A second important factor for the success of the Ukrainophiles was the exile from Dnieper Ukraine of a large number of well-educated and talented eastern Ukrainian writers and scholars, such as the writer Panteleimon Kulish, the former professor of Kiev's University of St. Vladimir, economist and philosopher Mykhailo Drahomanov, and especially the historian Mykhailo Hrushevsky, who headed a newly-established department at the University of Lviv. Many of these figures settled or lived for a time in Lviv. In contrast, no prominent Russian intellectuals came to Galicia in order to help the local Russophile cause. This phenomenon led to the ironic observation of Drahomanov that the Ukrainianophiles were actually more in touch with contemporary Russian cultural and intellectual trends than were the Russophiles despite the latter group's love for Russia. From among the local intelligentsia, Ivan Franko showed the literary potential of the vernacular Ukrainian language. The local Russophiles could not compete with the talent of these Ukrainophile cultural figures and scholars.

Help for the Ukrainophile cause from eastern Ukraine also took the form of generous financial assistance from wealthy Ukrainian landowners. Due to restrictions against Ukrainian printing and the Ukrainian language imposed by the tsarist government in eastern Ukraine, eastern Ukrainian noble or Cossacks officer families who had not became Russified sent money to Galicia in order to sponsor Ukrainophile cultural activities there.

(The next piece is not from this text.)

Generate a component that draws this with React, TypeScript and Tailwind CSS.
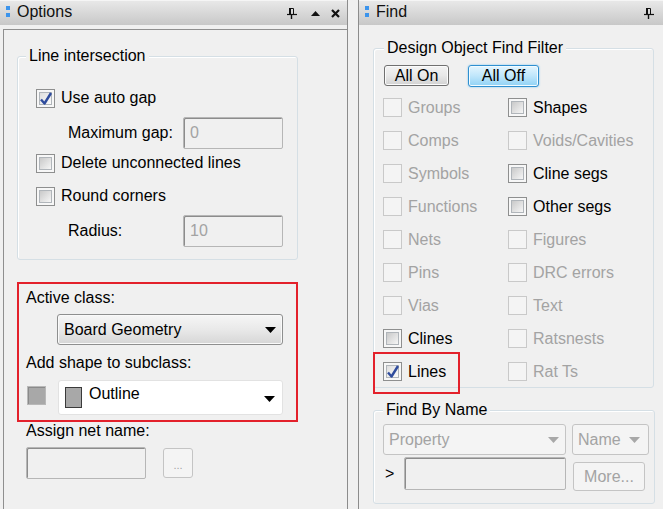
import React from "react";

type CheckState = "disabled" | "off" | "checked";

function CheckBox({ state }: { state: CheckState }) {
  if (state === "disabled") {
    return <span className="block w-[19px] h-[19px] shrink-0 border border-[#c9c9c9] bg-[#f4f4f4]" />;
  }
  return (
    <span className="relative block w-[19px] h-[19px] shrink-0 border border-[#8e8f8f] bg-[#f7f7f7] p-[2px]">
      <span
        className={`block w-full h-full border border-[#b0b5ba] bg-linear-to-br ${
          state === "checked" ? "from-[#dedede] to-[#fbfbfb]" : "from-[#c9c9c9] to-[#f6f6f6]"
        }`}
      />
      {state === "checked" && (
        <svg className="absolute left-[2px] top-[1px]" width="14" height="15" viewBox="0 0 14 15">
          <path d="M2 8.5 L5.5 12.5 L12 2" fill="none" stroke="#2f4c9d" strokeWidth="2.4" strokeLinejoin="round" />
        </svg>
      )}
    </span>
  );
}

function DownArrow({ color = "#000" }: { color?: string }) {
  return (
    <svg width="11" height="6" viewBox="0 0 11 6">
      <path d="M0 0h11L5.5 6z" fill={color} />
    </svg>
  );
}

function PinIcon() {
  return (
    <svg width="10" height="11" viewBox="0 0 10 11">
      <rect x="2" y="0" width="2" height="6" fill="#111" />
      <path d="M3.5 0.5h3v5.5" fill="none" stroke="#111" strokeWidth="1" />
      <path d="M0 6.5h10" stroke="#111" strokeWidth="1.2" />
      <path d="M4.5 7v4" stroke="#111" strokeWidth="1.4" />
    </svg>
  );
}

function PanelHeader({ title, children }: { title: string; children: React.ReactNode }) {
  return (
    <div className="h-[25px] shrink-0 flex items-center bg-linear-to-b from-[#e8e8e8] to-[#c8c8c8] border-t border-[#f5f5f5]">
      <div className="ml-[6px] flex flex-col gap-[3px] -mt-[3px]">
        <span className="block w-[4px] h-[4px] bg-[#3c94ec]" />
        <span className="block w-[4px] h-[4px] bg-[#3c94ec]" />
      </div>
      <span className="ml-[7px] leading-[18px] -mt-[3px] text-[#111]">{title}</span>
      <div className="ml-auto flex items-center">{children}</div>
    </div>
  );
}

function SunkenInput({ className, value }: { className: string; value?: string }) {
  return (
    <div
      className={`border border-[#b6b6b6] rounded-[2px] bg-[#f0f0f0] shadow-[inset_1px_1px_0_#8c8c8c] pl-[6px] flex items-center text-[#a3a3a3] ${className}`}
    >
      {value}
    </div>
  );
}

function OptRow({ state, label }: { state: CheckState; label: string }) {
  return (
    <div className="h-[20px] flex items-center gap-[6px]">
      <CheckBox state={state} />
      <span className="leading-[18px]">{label}</span>
    </div>
  );
}

function FindItem({ label, state }: { label: string; state: CheckState }) {
  return (
    <div className="h-[33px] flex items-center gap-[6px]">
      <CheckBox state={state} />
      <span className={`leading-[18px] ${state === "disabled" ? "text-[#a3a3a3]" : "text-black"}`}>{label}</span>
    </div>
  );
}

const left: [string, CheckState][] = [
  ["Groups", "disabled"],
  ["Comps", "disabled"],
  ["Symbols", "disabled"],
  ["Functions", "disabled"],
  ["Nets", "disabled"],
  ["Pins", "disabled"],
  ["Vias", "disabled"],
  ["Clines", "off"],
  ["Lines", "checked"],
];

const right: [string, CheckState][] = [
  ["Shapes", "off"],
  ["Voids/Cavities", "disabled"],
  ["Cline segs", "off"],
  ["Other segs", "off"],
  ["Figures", "disabled"],
  ["DRC errors", "disabled"],
  ["Text", "disabled"],
  ["Ratsnests", "disabled"],
  ["Rat Ts", "disabled"],
];

export default function App() {
  return (
    <div className="w-[663px] h-[509px] overflow-hidden flex bg-[#f0f0f0] text-[16px] text-black font-['Liberation_Sans',Arial,sans-serif]">
      {/* Options panel */}
      <div className="w-[348px] h-full shrink-0 border-r border-[#8c8c8c] flex flex-col">
        <PanelHeader title="Options">
          <PinIcon />
          <svg className="ml-[14px]" width="9" height="5" viewBox="0 0 9 5">
            <path d="M0 5L4.5 0L9 5z" fill="#111" />
          </svg>
          <svg className="ml-[11px] mr-[7px]" width="9" height="9" viewBox="0 0 9 9">
            <path d="M1 1L8 8M8 1L1 8" stroke="#111" strokeWidth="2.2" />
          </svg>
        </PanelHeader>

        <div className="mt-[4px] ml-[3px] flex-1 border-l border-t border-[#8f8f8f] flex flex-col">
          {/* Line intersection */}
          <div className="relative mt-[26px] ml-[13px] w-[281px] h-[204px] shrink-0 border border-[#d5dfe5] rounded-[3px] shadow-[inset_1px_1px_0_#fff]">
            <span className="absolute -top-[10px] left-[8px] px-[3px] bg-[#f0f0f0] leading-[18px]">Line intersection</span>
            <div className="pt-[31px] pl-[18px] flex flex-col">
              <OptRow state="checked" label="Use auto gap" />
              <div className="mt-[9px] h-[32px] flex items-center pl-[32px]">
                <span className="w-[115px] leading-[18px]">Maximum gap:</span>
                <SunkenInput className="w-[100px] h-[32px]" value="0" />
              </div>
              <div className="mt-[4px]">
                <OptRow state="off" label="Delete unconnected lines" />
              </div>
              <div className="mt-[13px]">
                <OptRow state="off" label="Round corners" />
              </div>
              <div className="mt-[9px] h-[32px] flex items-center pl-[32px]">
                <span className="w-[115px] leading-[18px]">Radius:</span>
                <SunkenInput className="w-[100px] h-[32px]" value="10" />
              </div>
            </div>
          </div>

          {/* Highlighted class section */}
          <div className="mt-[22px] ml-[13px] w-[281px] h-[140px] shrink-0 border-2 border-[#e3212b] flex flex-col">
            <span className="mt-[4px] pl-[7px] leading-[20px]">Active class:</span>
            <div className="mt-[6px] ml-[38px] w-[226px] h-[31px] rounded-[3px] border border-[#8e8f8f] bg-linear-to-b from-[#f6f6f6] via-[#e9e9e9] to-[#d6d6d6] shadow-[inset_0_0_0_1px_#fafafa] flex items-center pl-[6px] pr-[6px]">
              <span className="leading-[18px]">Board Geometry</span>
              <span className="ml-auto">
                <DownArrow />
              </span>
            </div>
            <span className="mt-[8px] pl-[7px] leading-[20px]">Add shape to subclass:</span>
            <div className="mt-[7px] flex items-start">
              <span className="mt-[6px] ml-[8px] block w-[19px] h-[19px] border border-[#b8b8b8] bg-[#a8a8a8] shadow-[inset_1px_1px_0_#8a8a8a]" />
              <div className="ml-[12px] w-[225px] h-[35px] rounded-[3px] border border-[#e2e2e2] bg-white flex items-start pl-[6px] pr-[7px]">
                <span className="mt-[6px] block w-[17px] h-[21px] border border-[#3a3a3a] bg-[#a8a8a8]" />
                <span className="mt-[4px] ml-[7px] leading-[18px]">Outline</span>
                <span className="ml-auto mt-[15px]">
                  <DownArrow />
                </span>
              </div>
            </div>
          </div>

          <span className="ml-[22px] leading-[18px]">Assign net name:</span>
          <div className="mt-[7px] ml-[22px] flex items-center">
            <SunkenInput className="w-[120px] h-[32px]" />
            <div className="ml-[17px] w-[30px] h-[30px] rounded-[3px] border border-[#c4c4c4] bg-[#f4f4f4] flex items-center justify-center text-[#a3a3a3] text-[11px] leading-[11px] pt-[4px]">
              ...
            </div>
          </div>
        </div>
      </div>

      <div className="w-[10px] shrink-0" />

      {/* Find panel */}
      <div className="flex-1 h-full border-l border-[#8c8c8c] flex flex-col">
        <PanelHeader title="Find">
          <span className="mr-[9px] flex">
            <PinIcon />
          </span>
        </PanelHeader>

        <div className="relative mt-[23px] ml-[14px] w-[281px] h-[340px] shrink-0 border border-[#d5dfe5] rounded-[3px] shadow-[inset_1px_1px_0_#fff]">
          <span className="absolute -top-[10px] left-[10px] px-[3px] bg-[#f0f0f0] leading-[18px]">Design Object Find Filter</span>
          <div className="pt-[16px] pl-[10px] flex items-start gap-[19px]">
            <div className="w-[65px] h-[21px] rounded-[3px] border border-[#707070] bg-linear-to-b from-[#f3f3f3] via-[#e8e8e8] to-[#d2d2d2] shadow-[inset_0_0_0_1px_#fbfbfb] flex items-center justify-center leading-[18px]">
              All On
            </div>
            <div className="w-[71px] h-[22px] rounded-[3px] border border-[#2f8fd0] bg-linear-to-b from-[#e4f5fe] via-[#bfe6fb] to-[#8fd2f5] shadow-[0_0_2px_#6fc2f0,inset_0_0_0_1px_#f2fbff] flex items-center justify-center leading-[18px]">
              All Off
            </div>
          </div>
          <div className="mt-[4px] pl-[9px] grid grid-cols-[125px_1fr]">
            <div className="flex flex-col">
              {left.map(([l, s]) => (
                <FindItem key={l} label={l} state={s} />
              ))}
            </div>
            <div className="flex flex-col">
              {right.map(([l, s]) => (
                <FindItem key={l} label={l} state={s} />
              ))}
            </div>
          </div>
          <div className="absolute left-[-1px] top-[303px] w-[87px] h-[42px] border-2 border-[#e3212b]" />
        </div>

        <div className="relative mt-[22px] ml-[14px] w-[282px] h-[94px] shrink-0 border border-[#d5dfe5] rounded-[3px] shadow-[inset_1px_1px_0_#fff]">
          <span className="absolute -top-[10px] left-[9px] px-[3px] bg-[#f0f0f0] leading-[18px]">Find By Name</span>
          <div className="pt-[13px] pl-[9px] flex gap-[6px]">
            <div className="w-[183px] h-[31px] rounded-[3px] border border-[#c4c4c4] bg-[#f4f4f4] flex items-center pl-[5px] pr-[6px] text-[#a3a3a3]">
              <span className="leading-[18px]">Property</span>
              <span className="ml-auto">
                <DownArrow color="#a8a8a8" />
              </span>
            </div>
            <div className="w-[77px] h-[31px] rounded-[3px] border border-[#c4c4c4] bg-[#f4f4f4] flex items-center pl-[5px] pr-[8px] text-[#a3a3a3]">
              <span className="leading-[18px]">Name</span>
              <span className="ml-auto">
                <DownArrow color="#a8a8a8" />
              </span>
            </div>
          </div>
          <div className="mt-[2px] pl-[9px] flex items-start">
            <span className="w-[21px] pl-[2px] mt-[8px] leading-[18px]">&gt;</span>
            <SunkenInput className="w-[162px] h-[33px]" />
            <div className="ml-[7px] mt-[5px] w-[72px] h-[29px] rounded-[3px] border border-[#c4c4c4] bg-[#f4f4f4] flex items-center justify-center text-[#a3a3a3] leading-[18px]">
              More...
            </div>
          </div>
        </div>
      </div>
    </div>
  );
}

These people, enjoying gentry status, were generally much wealthier than the priests and priests' sons who dominated the local Galician movements. The amount sent by these private individuals from Russian-ruled Ukraine to Ukrainophile causes likely equalled the subsidies sent by the Russian government to Galician Russophiles. For example, Yelyzaveta Myloradovich, a noblewoman from Poltava, donated 20,000 Austrian crowns to the Shevchenko Scientific Society.

The Austrian government also contributed significantly to the Ukrainophiles' victory. During the latter part of the 19th century, as Austria-Hungary and Russia became rivals, the Austrian authorities became alarmed by the Russophiles' activities. To maintain the loyalty of the Ukrainian population, the Austrian authorities made concessions to Ukrainian causes, such as expanding the Ukrainian educational system, and in 1893 made the Ukrainophile version of the vernacular Ukrainian language the language of instruction. Doing so effectively shut the Russophiles out of the educational system. During the 1880s the Austrians put many Russophiles on trial for treason or espionage. These trials were widely publicized, and served to discredit the Russophiles among the Ukrainian people, most of whom continued to be loyal to the Austrian Emperor. One of the prosecuters was Kost Levitsky, who later became an important Ukrainian politician. The Austrians also deported an editor of the Russophile newspaper Slovo and deposed the Russophile head of the Greek Catholic Church, Metropolitan Joseph Sembratovych.

In 1899, Count Andrey Sheptytsky became new head of the Greek Catholic Church. A Polonized nobleman from an old Ukrainian family, he adopted the Ukrainian language and a Ukrainophile orientation. Although Sheptytsky did not interfere in priests' personal activities and writings, he slowly purged the Church's hierarchy of Russophiles. Despite drawing some Ukrainophiles' criticism for the slow progression of his changes, under Sheptytsky's leadership the Church gradually ceased being a bastion of Russophilism and instead became a staunchly Ukrainophile one.

Lacking support within their community and from the Austrian government, the remaining Russophiles turned to outsiders for support. They largely depended on financing from the Russian government and Russian private sponsors (the Galician-Russian Benevolent Society was established in Saint Petersburg in 1908) and from ultraconservative Galician Polish aristocrats. The Polish ultraconservatives had become alarmed by the social mobilization of the Ukrainian peasants and sought to use the Russophile movement as a way of dividing the Ukrainian community. They were also united with the Russophiles in opposition to a proposed alliance between Ukrainophiles and politically moderate Poles. Polish support provided the Russophiles with some advantages during elections, some advantages for Russophile priests in obtaining parishes, and tolerance towards Russophile political activities.

Help from Russian and Polish patrons largely failed to prevent the Russophile decline. By the early 20th century, the Russophiles became a minority in Galicia. Within the Church, they were nicknamed "bisons," in scholar Himka's words an "ancient, shaggy species on the verge of extinction." Of nineteen Ukrainian periodicals published in Galicia in 1899, sixteen were Ukrainophile in orientation, only two were Russophile in orientation and one was neutral. In the 1907 elections to the Viennese parliament, the Ukrainophiles won 22 seats while the Russophiles won five. But the Russophiles, due to Polish interference, won elections to the Galician parliament the same year by taking 11 seats, the Ukrainophiles 10. In 1913, 30 Ukrainophile and only 1 Russophile delegate were sent to the Galician Diet. There were certain regional patterns in the support for Russophilism, in that it was most popular in the extreme western parts of eastern Galicia, particularly in the Lemko region of centered on the city of Przemysl. This region, closest to Polish ethniographic territory, may have been most receptive to Russophilia's radical differentiation of Ukrainians/Ruthenians from Poles.